Defense attorney Andrew Jay Graham characterized Toohey's conduct as a byproduct of severe alcoholism that "just short-circuited his moral compass, his ability to restrain himself." Toohey eventually sought treatment in 1988 when he enrolled in Alcoholics Anonymous, Graham said. Because Toohey never used force with Roberts, Graham said, the priest mistakenly viewed their sexual encounters as consensual. "He came to believe over the years that this was a relationship and not a predatory thing," the defense attorney told the judge. "He believed it was a warm friendship, if not something more."
But Roberts, now a news anchor with CNN Headline News in Atlanta, characterized the evenings and mornings spent at his high school chaplain's Loch Raven home after their counseling sessions in very different terms.
"Father Jeff single-handedly designed my high school experience to be the most isolated and lonely time. When the sexual abuse began, high school became my prison," Roberts told the judge. "It was a prison of confusion, self-hatred, shame, secrecy and complete self-doubt."
He spoke of a suicide attempt when he believed there was no way out, describing Toohey's response as having "ratcheted up the sexual encounters" and telling Roberts he "had so much to live for."
He described wanting to "disappear through the floor" when, in his junior year, he began dating Toohey's niece and the priest joked that "one day he would marry us." And he expressed anger that his mentor "exploited my blind trust."
Goles, 35, now the manager of a telecommunications company's training department in Atlanta, addressed the judge yesterday. As part of a plea agreement reached in November, prosecutors said they would not pursue criminal charges against Toohey for the alleged sexual abuse of Goles, but could use his account in court to argue for a tougher sentence.

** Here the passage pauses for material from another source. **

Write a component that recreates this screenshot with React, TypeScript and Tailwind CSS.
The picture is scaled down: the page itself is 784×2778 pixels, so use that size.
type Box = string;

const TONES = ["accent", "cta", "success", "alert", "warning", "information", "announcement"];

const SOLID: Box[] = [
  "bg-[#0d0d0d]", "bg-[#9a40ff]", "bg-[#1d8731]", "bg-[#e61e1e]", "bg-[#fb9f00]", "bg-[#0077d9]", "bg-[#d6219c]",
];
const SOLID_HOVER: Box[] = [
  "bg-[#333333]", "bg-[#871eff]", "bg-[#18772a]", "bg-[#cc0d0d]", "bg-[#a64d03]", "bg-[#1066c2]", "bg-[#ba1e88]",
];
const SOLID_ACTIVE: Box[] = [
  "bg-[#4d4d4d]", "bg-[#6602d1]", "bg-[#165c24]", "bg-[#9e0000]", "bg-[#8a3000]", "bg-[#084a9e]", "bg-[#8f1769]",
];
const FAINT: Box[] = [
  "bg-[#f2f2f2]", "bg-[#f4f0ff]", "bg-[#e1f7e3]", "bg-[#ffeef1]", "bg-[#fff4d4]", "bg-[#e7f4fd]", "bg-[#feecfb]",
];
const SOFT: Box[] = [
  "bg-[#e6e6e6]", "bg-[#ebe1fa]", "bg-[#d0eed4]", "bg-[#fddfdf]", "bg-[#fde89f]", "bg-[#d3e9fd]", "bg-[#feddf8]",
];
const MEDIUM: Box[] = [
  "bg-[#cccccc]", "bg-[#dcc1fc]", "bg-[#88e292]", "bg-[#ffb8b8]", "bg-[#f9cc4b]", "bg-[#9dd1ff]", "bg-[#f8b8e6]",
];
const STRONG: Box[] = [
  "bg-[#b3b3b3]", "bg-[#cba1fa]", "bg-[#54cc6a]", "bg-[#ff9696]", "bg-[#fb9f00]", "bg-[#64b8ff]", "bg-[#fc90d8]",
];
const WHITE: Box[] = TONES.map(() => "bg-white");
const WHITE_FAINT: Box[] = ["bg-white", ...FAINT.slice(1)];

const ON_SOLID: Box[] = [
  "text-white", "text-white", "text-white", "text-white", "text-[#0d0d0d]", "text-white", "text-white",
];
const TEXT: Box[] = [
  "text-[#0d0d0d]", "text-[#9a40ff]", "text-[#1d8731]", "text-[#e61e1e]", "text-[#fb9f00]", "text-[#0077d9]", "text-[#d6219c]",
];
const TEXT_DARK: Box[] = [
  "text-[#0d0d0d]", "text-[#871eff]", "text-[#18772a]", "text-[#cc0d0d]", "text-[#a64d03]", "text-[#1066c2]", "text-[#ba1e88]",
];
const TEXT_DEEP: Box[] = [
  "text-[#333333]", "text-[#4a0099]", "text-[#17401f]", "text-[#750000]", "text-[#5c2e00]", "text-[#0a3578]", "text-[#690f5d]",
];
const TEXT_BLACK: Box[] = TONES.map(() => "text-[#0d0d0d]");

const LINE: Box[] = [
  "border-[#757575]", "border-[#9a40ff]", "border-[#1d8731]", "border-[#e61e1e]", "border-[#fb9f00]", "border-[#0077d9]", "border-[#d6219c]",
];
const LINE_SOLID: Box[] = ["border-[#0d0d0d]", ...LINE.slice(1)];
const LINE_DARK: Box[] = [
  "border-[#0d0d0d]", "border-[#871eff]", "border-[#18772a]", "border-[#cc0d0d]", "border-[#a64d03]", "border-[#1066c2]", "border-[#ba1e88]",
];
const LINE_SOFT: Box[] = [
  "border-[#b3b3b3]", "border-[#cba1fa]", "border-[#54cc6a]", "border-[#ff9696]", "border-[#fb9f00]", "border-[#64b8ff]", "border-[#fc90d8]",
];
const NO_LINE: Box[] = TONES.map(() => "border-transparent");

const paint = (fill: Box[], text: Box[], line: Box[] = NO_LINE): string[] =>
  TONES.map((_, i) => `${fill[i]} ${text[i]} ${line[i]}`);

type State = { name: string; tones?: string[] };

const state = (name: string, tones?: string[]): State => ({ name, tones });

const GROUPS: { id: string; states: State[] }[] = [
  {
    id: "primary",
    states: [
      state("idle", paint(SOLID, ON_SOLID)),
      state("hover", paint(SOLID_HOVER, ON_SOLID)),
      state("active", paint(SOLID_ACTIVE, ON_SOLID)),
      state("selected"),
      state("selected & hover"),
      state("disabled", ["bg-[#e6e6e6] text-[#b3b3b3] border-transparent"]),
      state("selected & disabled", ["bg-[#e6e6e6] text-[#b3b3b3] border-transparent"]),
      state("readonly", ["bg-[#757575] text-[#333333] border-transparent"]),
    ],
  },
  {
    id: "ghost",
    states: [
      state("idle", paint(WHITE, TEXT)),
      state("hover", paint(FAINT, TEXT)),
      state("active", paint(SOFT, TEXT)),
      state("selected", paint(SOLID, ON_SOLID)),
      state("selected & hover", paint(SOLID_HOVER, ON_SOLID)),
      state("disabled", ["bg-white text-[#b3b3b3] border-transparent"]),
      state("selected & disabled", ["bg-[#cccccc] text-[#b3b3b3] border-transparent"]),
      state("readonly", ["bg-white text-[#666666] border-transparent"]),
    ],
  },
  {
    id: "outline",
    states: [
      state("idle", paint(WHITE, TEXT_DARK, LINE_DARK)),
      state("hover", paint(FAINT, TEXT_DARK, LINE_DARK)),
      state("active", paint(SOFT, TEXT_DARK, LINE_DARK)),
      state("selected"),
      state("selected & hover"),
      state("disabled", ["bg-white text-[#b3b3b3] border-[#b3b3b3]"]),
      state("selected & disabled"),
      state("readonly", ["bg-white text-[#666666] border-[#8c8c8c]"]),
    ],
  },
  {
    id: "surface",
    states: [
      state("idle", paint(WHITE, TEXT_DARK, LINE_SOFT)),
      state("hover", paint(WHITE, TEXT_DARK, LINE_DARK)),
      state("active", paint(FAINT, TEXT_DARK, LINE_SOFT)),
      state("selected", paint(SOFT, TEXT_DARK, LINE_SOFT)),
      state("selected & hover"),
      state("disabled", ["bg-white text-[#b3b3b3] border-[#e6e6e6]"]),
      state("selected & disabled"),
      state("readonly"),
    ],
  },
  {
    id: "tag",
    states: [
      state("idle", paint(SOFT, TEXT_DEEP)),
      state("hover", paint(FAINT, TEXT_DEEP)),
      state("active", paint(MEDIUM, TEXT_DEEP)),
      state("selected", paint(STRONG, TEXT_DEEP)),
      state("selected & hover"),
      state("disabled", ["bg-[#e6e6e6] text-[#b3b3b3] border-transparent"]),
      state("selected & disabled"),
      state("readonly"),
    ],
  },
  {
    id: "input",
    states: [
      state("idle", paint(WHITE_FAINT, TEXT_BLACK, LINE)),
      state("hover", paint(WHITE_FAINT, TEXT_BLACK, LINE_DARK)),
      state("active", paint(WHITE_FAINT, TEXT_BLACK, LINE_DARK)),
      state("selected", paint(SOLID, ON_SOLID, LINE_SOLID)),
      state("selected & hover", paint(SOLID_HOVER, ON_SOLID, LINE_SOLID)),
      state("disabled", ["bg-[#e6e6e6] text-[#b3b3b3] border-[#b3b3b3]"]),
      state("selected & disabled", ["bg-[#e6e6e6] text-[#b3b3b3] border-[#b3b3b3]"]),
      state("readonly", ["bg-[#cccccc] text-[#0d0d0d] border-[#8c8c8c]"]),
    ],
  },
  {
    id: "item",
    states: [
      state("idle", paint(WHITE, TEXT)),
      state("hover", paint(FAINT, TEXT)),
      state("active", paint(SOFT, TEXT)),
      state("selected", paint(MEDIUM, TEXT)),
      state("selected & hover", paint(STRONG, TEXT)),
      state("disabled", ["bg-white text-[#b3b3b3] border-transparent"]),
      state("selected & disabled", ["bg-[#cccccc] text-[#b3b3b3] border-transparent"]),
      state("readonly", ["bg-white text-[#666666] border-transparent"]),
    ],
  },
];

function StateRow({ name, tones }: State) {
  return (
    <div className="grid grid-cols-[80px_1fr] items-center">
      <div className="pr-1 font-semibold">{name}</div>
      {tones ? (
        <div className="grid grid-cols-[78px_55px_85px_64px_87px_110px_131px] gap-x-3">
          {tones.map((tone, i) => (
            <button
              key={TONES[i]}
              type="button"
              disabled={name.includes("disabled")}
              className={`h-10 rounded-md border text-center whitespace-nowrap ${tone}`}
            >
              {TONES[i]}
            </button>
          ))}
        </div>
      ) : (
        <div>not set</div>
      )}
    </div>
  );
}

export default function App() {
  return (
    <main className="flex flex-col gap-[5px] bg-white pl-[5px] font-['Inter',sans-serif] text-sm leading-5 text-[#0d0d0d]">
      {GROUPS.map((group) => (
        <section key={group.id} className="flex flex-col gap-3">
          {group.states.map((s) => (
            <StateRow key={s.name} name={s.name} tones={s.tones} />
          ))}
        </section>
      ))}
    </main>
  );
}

Prosecutor Jason League asked the judge for a prison term of more than 10 years, saying Toohey "has earned each and every moment that he spends in prison." Graham, the defense attorney, asked for a long period of probation with substantial community service.

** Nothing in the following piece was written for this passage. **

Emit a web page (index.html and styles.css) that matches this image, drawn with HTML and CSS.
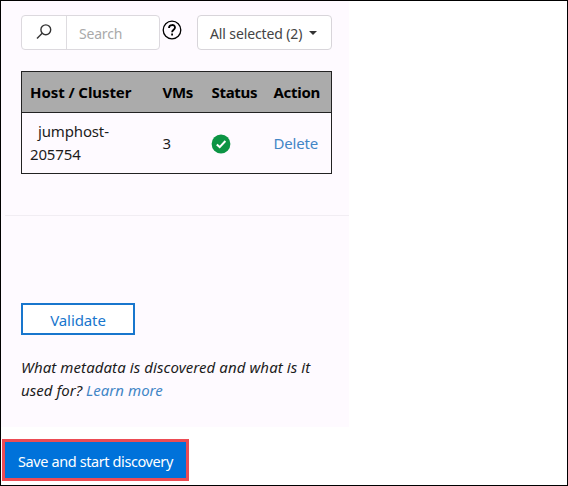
FILE: index.html
```html
<!DOCTYPE html>
<html lang="en">
<head>
<meta charset="utf-8">
<title>Discovery</title>
<link rel="stylesheet" href="styles.css">
</head>
<body>
<main class="frame">
  <section class="panel">
    <div class="toolbar">
      <div class="search">
        <span class="search-icon"><svg width="18" height="18" viewBox="0 0 18 18"><circle cx="10.8" cy="6.8" r="4.9"/><path d="M7.2 10.3L2 15.4"/></svg></span>
        <span class="search-text">Search</span>
      </div>
      <svg class="help" width="20" height="20" viewBox="0 0 20 20"><circle cx="10" cy="10" r="8.8"/><path class="mark" d="M7 8.1C7 4.1 13 4.1 13 7.5C13 9.8 10.1 9.6 10.1 12.2"/><path class="mark" d="M10.1 13.6V15.4"/></svg>
      <div class="select"><span>All selected (2)</span><i class="caret"></i></div>
    </div>
    <table class="hosts">
      <thead><tr><th class="c-host">Host / Cluster</th><th class="c-vms">VMs</th><th class="c-status">Status</th><th class="c-action">Action</th></tr></thead>
      <tbody><tr>
        <td><span class="indent">jumphost-</span><br><span class="digits">205754</span></td>
        <td>3</td>
        <td><svg class="ok" width="20" height="20" viewBox="0 0 20 20"><circle cx="10" cy="10" r="9.4"/><path d="M5.8 10.4L8.7 13.1L14.4 7"/></svg></td>
        <td><a class="delete">Delete</a></td>
      </tr></tbody>
    </table>
    <hr class="divider">
    <button class="validate">Validate</button>
    <p class="note"><span class="line1">What metadata is discovered and what is it</span><br><span class="line2">used for? <a>Learn more</a></span></p>
  </section>
  <button class="save">Save and start discovery</button>
</main>
</body>
</html>
```
FILE: styles.css
```css
* { box-sizing: border-box; }
body { margin: 0; font-family: "Noto Sans", "Open Sans", sans-serif; font-size: 15px; color: #1c1c1c; }
.frame { width: 568px; height: 486px; border: 1px solid #000; background: #fff; }
.panel { width: 348px; height: 426px; padding: 14px 17px 0 20px; background: #fefaff; }
.toolbar { display: flex; height: 35px; }
.search { display: flex; width: 139px; height: 35px; border: 1px solid #dcd9de; border-radius: 4px; background: #fff; }
.search-icon { width: 45px; padding: 7px 0 0 13px; border-right: 1px solid #dedce0; }
.search-icon svg { display: block; fill: none; stroke: #333; stroke-width: 1.4; }
.search-text { padding-left: 12px; line-height: 36px; font-size: 14px; letter-spacing: -.2px; color: #aaa; }
.help { display: block; margin: 5px 0 0 2px; fill: none; stroke: #000; stroke-width: 1.3; }
.help .mark { stroke-width: 1.8; }
.select { display: flex; align-items: center; width: 135px; height: 35px; margin-left: 15px; padding: 1px 0 0 12px; border: 1px solid #d8d5da; border-radius: 4px; background: #fff; color: #444; font-size: 14px; letter-spacing: -.12px; white-space: nowrap; }
.caret { margin-left: 7px; border: 4px solid transparent; border-top-color: #333; border-bottom: 0; }
.hosts { width: 311px; height: 103px; margin-top: 21px; border: 1px solid #222; border-collapse: collapse; table-layout: fixed; }
.hosts th { height: 41px; padding: 0 0 0 8px; background: #ababab; border-bottom: 1px solid #222; text-align: left; font-size: 15px; font-weight: 700; line-height: 22px; letter-spacing: -.3px; color: #000; white-space: nowrap; }
.hosts td { padding: 0 0 0 8px; line-height: 23px; vertical-align: middle; }
.hosts .c-host { width: 133px; letter-spacing: -.08px; }
.c-vms { width: 49px; }
.c-status { width: 62px; }
.indent { margin-left: 8px; letter-spacing: -.15px; }
.digits { letter-spacing: -.15px; }
.ok { display: block; position: relative; left: -1px; top: 1px; fill: #0c9444; }
.ok path { fill: none; stroke: #fff; stroke-width: 2; }
.delete { letter-spacing: -.2px; color: #4286c6; }
.divider { height: 1px; margin: 41px -17px 0 -16px; border: 0; background: #f1edf3; }
.validate { display: block; width: 114px; height: 32px; margin-top: 87px; padding: 1px 0 0; border: 2px solid #1876cd; background: #fff; color: #1876cd; font: 15px "Noto Sans", sans-serif; letter-spacing: -.1px; }
.note { margin: 21px -10px 0 0; font-style: italic; line-height: 23px; white-space: nowrap; }
.note a { color: #4286c6; }
.line1 { letter-spacing: .08px; }
.line2 { letter-spacing: .03px; }
.save { display: block; width: 187px; height: 42px; margin: 12px 0 0 1px; padding: 1px 0 0; border: 3px solid #ec4c54; background: #0072da; color: #fff; font: 14.5px "Noto Sans", sans-serif; letter-spacing: -.4px; }
```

In the moments before Turnbull announced his sentence, Toohey apologized in court to both Goles and Roberts.
"Michael and Thomas, I want you to know that I am very, very sorry for any pain I inflicted upon you, any difficulties it caused you or your families," he said. "I also would like to say to the church and to Calvert Hall, who have suffered because of my actions, I would like to extend my heartfelt apology and sorrow to them for damage I have done to their reputations."
Sean Caine, a spokesman for the Baltimore Archdiocese, said yesterday that the archdiocese had been awaiting the sentencing hearing to close out the case, which will be forwarded to Rome with a request to defrock Toohey, making permanent the archdiocese's actions. Only the Vatican can take such an action against a priest.
In recent years, Toohey has worked as the executive vice president of a job placement and career counseling business. He lost that job after being charged in May in the abuse of Roberts between 1987 and 1989 when Roberts was a student at the Towson boys school. The charge to which Toohey pleaded guilty covered abuse only between September 1987 and March 1988. Other charges involving later alleged abuse were dismissed as part of a plea agreement.
Goles said he appreciated the opportunity to have his voice heard at last. "The stress and anxiety has been tremendous leading up to this," he said after the hearing. "There's a sense of relief, but it's not over. There's a weight being lifted but it's just a new chapter."
The Sun does not publish the names of sexual abuse victims without their permission. Roberts and Goles asked that their full names be used in coverage of Toohey's case.